RARA-AVIS: Chandler vs. Altman

From: Channing ( filmtroll@sbcglobal.net)
Date: 09 Nov 2007

I can't believe I've been sucked into this argument again, because it WILL ONLY end in a stalemate, again.

The reasons why I hate this movie are A) It IS an update of Chandler to the 1970's, a place where he doesn't belong and it's incompatible with his stories. B) It is a typical Altman inversion/perversion of the genre.

Philip Marlowe is a product of the 30's and 40's. Chandler captures that period so beautifully, why would you want to ruin it and put it in the disco
'70's, with Marlowe driving a flipping Volkswagon beetle.

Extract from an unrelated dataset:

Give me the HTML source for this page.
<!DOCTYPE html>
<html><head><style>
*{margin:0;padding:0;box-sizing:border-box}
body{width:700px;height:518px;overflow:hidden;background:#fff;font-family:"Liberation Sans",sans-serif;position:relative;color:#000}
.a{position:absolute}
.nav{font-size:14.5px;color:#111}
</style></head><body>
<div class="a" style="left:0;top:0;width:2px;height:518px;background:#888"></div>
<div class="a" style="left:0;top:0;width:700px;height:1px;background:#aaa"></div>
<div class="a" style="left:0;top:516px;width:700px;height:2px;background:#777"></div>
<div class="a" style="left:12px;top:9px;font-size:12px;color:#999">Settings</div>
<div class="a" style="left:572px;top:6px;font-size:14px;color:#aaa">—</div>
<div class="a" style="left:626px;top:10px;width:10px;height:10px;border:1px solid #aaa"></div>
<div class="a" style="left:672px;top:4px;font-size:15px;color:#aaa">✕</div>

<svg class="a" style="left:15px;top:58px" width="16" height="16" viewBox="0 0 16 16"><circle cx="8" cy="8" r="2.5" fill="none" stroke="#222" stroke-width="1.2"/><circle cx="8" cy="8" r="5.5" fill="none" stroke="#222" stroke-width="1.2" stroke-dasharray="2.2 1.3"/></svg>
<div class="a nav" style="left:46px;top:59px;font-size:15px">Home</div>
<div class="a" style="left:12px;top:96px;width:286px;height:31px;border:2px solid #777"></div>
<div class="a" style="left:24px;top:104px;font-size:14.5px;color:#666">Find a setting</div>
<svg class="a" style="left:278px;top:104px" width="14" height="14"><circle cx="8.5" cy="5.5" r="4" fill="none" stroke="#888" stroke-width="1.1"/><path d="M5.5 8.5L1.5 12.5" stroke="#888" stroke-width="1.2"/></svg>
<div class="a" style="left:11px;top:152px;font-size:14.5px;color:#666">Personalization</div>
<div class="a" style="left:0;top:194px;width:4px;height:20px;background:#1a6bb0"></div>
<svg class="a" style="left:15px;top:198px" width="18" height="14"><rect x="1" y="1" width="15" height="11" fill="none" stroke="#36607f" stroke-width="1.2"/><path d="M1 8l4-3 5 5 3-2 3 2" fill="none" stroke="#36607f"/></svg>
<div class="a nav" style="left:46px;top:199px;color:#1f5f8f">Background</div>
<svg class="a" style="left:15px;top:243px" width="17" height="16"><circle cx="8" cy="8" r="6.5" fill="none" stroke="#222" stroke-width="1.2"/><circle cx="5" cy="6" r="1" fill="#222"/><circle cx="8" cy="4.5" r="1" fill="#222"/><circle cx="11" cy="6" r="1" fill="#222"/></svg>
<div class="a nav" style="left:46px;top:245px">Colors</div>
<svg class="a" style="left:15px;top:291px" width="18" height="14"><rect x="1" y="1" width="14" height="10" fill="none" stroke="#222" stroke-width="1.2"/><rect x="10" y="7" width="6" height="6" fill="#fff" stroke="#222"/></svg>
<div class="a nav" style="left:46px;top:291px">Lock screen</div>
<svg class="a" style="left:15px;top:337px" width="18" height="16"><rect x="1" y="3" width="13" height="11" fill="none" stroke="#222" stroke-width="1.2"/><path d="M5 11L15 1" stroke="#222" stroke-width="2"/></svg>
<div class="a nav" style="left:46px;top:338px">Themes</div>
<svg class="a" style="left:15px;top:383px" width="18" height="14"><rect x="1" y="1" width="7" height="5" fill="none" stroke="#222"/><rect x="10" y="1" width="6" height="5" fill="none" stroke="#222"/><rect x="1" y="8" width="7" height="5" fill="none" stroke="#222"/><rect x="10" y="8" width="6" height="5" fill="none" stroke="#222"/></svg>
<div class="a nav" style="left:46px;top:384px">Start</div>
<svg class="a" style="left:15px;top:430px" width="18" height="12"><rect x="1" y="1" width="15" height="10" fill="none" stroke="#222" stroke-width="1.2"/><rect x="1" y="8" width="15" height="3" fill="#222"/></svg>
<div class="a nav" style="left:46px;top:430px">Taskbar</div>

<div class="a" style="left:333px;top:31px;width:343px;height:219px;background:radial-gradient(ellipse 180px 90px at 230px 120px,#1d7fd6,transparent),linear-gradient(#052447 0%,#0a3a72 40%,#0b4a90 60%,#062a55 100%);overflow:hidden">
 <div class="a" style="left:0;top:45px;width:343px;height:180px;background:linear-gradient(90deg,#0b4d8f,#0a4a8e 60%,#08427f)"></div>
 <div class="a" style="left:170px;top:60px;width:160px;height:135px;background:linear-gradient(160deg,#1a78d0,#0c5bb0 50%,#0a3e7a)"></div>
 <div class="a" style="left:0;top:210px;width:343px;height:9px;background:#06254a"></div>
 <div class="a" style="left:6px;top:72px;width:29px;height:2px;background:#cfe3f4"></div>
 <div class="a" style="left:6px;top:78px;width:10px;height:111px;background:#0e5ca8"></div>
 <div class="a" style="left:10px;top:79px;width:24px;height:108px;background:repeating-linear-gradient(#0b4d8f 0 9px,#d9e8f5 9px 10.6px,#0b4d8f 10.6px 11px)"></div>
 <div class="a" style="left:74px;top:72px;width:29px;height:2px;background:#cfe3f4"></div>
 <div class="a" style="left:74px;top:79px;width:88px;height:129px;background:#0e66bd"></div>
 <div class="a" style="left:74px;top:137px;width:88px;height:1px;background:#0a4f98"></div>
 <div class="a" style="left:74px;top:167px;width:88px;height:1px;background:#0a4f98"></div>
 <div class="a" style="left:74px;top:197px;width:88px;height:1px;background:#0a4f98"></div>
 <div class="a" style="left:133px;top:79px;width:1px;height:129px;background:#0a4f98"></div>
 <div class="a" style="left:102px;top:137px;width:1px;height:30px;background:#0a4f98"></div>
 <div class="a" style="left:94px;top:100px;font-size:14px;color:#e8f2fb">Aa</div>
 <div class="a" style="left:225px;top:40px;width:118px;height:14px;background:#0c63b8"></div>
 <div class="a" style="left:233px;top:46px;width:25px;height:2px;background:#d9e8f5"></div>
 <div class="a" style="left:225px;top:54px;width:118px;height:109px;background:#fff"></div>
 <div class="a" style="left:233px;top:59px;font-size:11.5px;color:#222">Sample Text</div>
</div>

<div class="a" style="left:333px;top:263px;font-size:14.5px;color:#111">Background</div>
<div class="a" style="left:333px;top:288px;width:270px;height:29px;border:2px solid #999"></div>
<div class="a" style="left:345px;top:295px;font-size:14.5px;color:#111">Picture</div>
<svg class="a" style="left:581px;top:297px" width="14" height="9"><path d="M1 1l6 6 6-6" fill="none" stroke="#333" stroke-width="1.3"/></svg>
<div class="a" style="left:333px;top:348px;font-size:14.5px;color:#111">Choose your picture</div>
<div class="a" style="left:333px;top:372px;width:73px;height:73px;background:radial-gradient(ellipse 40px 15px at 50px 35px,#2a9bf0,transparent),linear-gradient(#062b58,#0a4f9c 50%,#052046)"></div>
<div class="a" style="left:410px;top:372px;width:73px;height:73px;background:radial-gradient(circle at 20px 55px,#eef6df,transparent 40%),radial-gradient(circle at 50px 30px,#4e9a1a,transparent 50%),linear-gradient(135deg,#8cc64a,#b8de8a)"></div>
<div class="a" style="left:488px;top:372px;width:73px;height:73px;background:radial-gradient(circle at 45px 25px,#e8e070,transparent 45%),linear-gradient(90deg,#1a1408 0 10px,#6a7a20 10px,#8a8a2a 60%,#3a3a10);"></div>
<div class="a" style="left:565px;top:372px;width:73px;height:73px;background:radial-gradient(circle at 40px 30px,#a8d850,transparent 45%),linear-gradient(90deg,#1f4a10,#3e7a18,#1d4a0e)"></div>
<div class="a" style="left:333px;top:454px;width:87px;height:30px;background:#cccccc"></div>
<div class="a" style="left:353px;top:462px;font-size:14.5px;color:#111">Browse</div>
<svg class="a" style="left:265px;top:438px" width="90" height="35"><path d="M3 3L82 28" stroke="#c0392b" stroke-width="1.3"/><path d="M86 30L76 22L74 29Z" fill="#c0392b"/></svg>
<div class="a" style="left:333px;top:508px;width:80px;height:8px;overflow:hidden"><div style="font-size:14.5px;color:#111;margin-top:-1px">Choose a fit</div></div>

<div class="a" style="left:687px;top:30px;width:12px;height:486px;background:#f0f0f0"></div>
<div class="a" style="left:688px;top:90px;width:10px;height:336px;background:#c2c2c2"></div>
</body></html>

If Altman wants to invert the detective genre why does he have to base it on the greatest of hard-boiled detectives? That is my objection. He inverted teen comedy, Agatha Christie mysteries, Popeye comics
 and War movies, but none of those bother me nearly as much as inverting Chandler. Although the Popeye movie still stings a little.

The Big Lebowski, a movie I truly love is basically The Big Sleep, but with a stoned ex-hippie as detective. His name is The Dude, and he is NOT Philip Marlowe and it's a brilliant parody/homage of the hard-boiled genre.

I think Chandler's point when writing the novels is that yes there is corruption and vice everywhere, and it's nearly impossible for one man to make a difference, but yet Marlowe is still in there fighting. Does that make him a loser?

In a real life example, Elliott Ness was willing to risk his life trying to take down Al Capone. 1930's Chicago was full of vice and police corruption. Is Elliott Ness a loser because he was the only cop not on the take? And yes, one man DID make a difference.